Innerhalb der Parteien ist bei den meisten eine Trennung zwischen Basis und Führung zu erkennen. So versucht besonders Bundeswirtschaftsminister Sigmar Gabriel die wachsende Kritik bei den Sozialdemokrat_innen im Zaum zu halten. Auch bei Bündnis 90/Die Grünen, denen nach der jetzigen Machtverteilung im Bundesrat eine wichtige Rolle zukommen könnte, sind viele Parteimitglieder dagegen, besonders unter den EU-Parlamentarier_innen. Die grünen Wirtschaftsminister_innen von Hessen und Rheinland-Pfalz, Tarek Al-Wazir und Eveline Lemke, haben dagegen laut der taz im Juni 2015 in Hamburg für einen Beschluss der Wirtschaftsministerkonferenz gestimmt, in dem die Freihandelsabkommen als »wichtige Bausteine transatlantischer Partnerschaft« gelobt werden. Die LINKE scheint momentan geschlossen gegen die Abkommen zu sein.

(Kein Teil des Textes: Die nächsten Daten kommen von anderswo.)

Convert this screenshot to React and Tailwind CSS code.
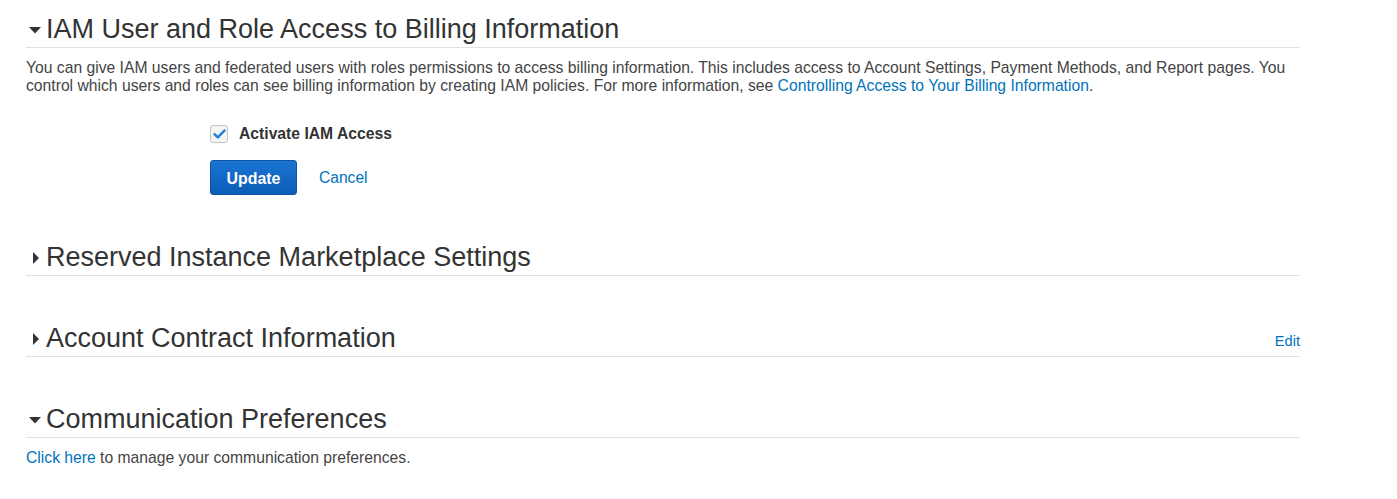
import { useState } from "react";

const font = { fontFamily: '"Liberation Sans", Arial, sans-serif' };

function Caret({ open }) {
  return open ? (
    <svg width="12" height="7" viewBox="0 0 12 7" className="ml-[3px] mr-[5px] mt-[2px] shrink-0">
      <polygon points="0,0 12,0 6,6.5" fill="#333" />
    </svg>
  ) : (
    <svg width="6" height="12" viewBox="0 0 6 12" className="ml-[7px] mr-[7px] mt-[2px] shrink-0">
      <polygon points="0,0 6,6 0,12" fill="#333" />
    </svg>
  );
}

function SectionHeader({ title, open, right }) {
  return (
    <div className="flex items-center border-b border-[#e1e1e1] h-[35px] pb-[2px]">
      <Caret open={open} />
      <h2 className="text-[27px] leading-[32px] text-[#333] font-normal">{title}</h2>
      {right && <div className="ml-auto self-end mb-[1px]">{right}</div>}
    </div>
  );
}

export default function App() {
  const [iamAccess, setIamAccess] = useState(true);

  return (
    <div style={font} className="bg-white w-[1397px] h-[499px] pl-[26px] pt-[13px] text-[15.7px] text-[#444]">
      <div className="w-[1274px]">
        {/* IAM ACCESS */}
        <SectionHeader title="IAM User and Role Access to Billing Information" open />
        <p className="mt-[11px] leading-[18px]">
          You can give IAM users and federated users with roles permissions to access billing information. This includes access to Account Settings, Payment Methods, and Report pages. You control which users and roles can see billing information by creating IAM policies. For more information, see{" "}
          <a href="#" className="text-[#0073bb]">Controlling Access to Your Billing Information</a>.
        </p>

        <div className="pl-[184px] mt-[30px]">
          <label className="flex items-center gap-[11px] cursor-pointer">
            <span
              onClick={() => setIamAccess(!iamAccess)}
              className="w-[18px] h-[18px] rounded-[3px] border border-[#c6c6c6] bg-[#f4f4f4] flex items-center justify-center"
            >
              {iamAccess && (
                <svg width="13" height="10" viewBox="0 0 13 10">
                  <path d="M1.5 5.2 L4.8 8.3 L11.5 1.5" fill="none" stroke="#1a7fd9" strokeWidth="2.4" strokeLinecap="round" strokeLinejoin="round" />
                </svg>
              )}
            </span>
            <span className="font-bold text-[#333] leading-[18px]">Activate IAM Access</span>
          </label>

          <div className="flex items-center mt-[17px]">
            <button className="w-[87px] h-[35px] pt-[2px] rounded-[3px] border border-[#0a55a6] bg-gradient-to-b from-[#1b74d2] to-[#0b5db7] text-white font-bold text-[15.9px]">
              Update
            </button>
            <a href="#" className="ml-[22px] pt-[1px] text-[#0073bb] text-[15.6px]">Cancel</a>
          </div>
        </div>

        {/* RESERVED INSTANCE */}
        <div className="mt-[46px]">
          <SectionHeader title="Reserved Instance Marketplace Settings" />
        </div>

        {/* ACCOUNT CONTRACT */}
        <div className="mt-[46px]">
          <SectionHeader
            title="Account Contract Information"
            right={<a href="#" className="text-[#0073bb] text-[14.6px]">Edit</a>}
          />
        </div>

        {/* COMMUNICATION PREFERENCES */}
        <div className="mt-[46px]">
          <SectionHeader title="Communication Preferences" open />
        </div>
        <p className="mt-[11px] leading-[18px]">
          <a href="#" className="text-[#0073bb]">Click here</a> to manage your communication preferences.
        </p>
      </div>
    </div>
  );
}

Wichtiger Baustein im Poker um CETA und TTIP wird das EU-Parlament sein. Dort hat vor allem die SPD ein Problem: Bei einer Resolution im Juni hat Parlamentspräsident Martin Schulz (SPD) eine Abstimmung sogar verschoben, weil er zwischen den sozialdemokratischen und den konservativ-liberalen Fraktionen noch keinen Kompromiss ausgehandelt hatte. Die später verabschiedete Resolution - von linken und grünen Parlamentarier_innen scharf kritisiert - begrüßt das Abkommen grundsätzlich, will aber die darin vorgesehenen privaten Schiedsgerichte durch »öffentlichen« Investorenschutz ersetzt sehen. Direkte Auswirkungen wird die Resolution nicht haben, eher ist sie als Stimmungstest anzusehen, weil das Parlament über den Vertrag abstimmen muss. Ob die Parlamentarier_innen letztlich der Machtübernahme der Konzerne durch die neuen Freihandelsabkommen zustimmen, hängt sicher entscheidend von den außerparlamentarischen Protesten ab.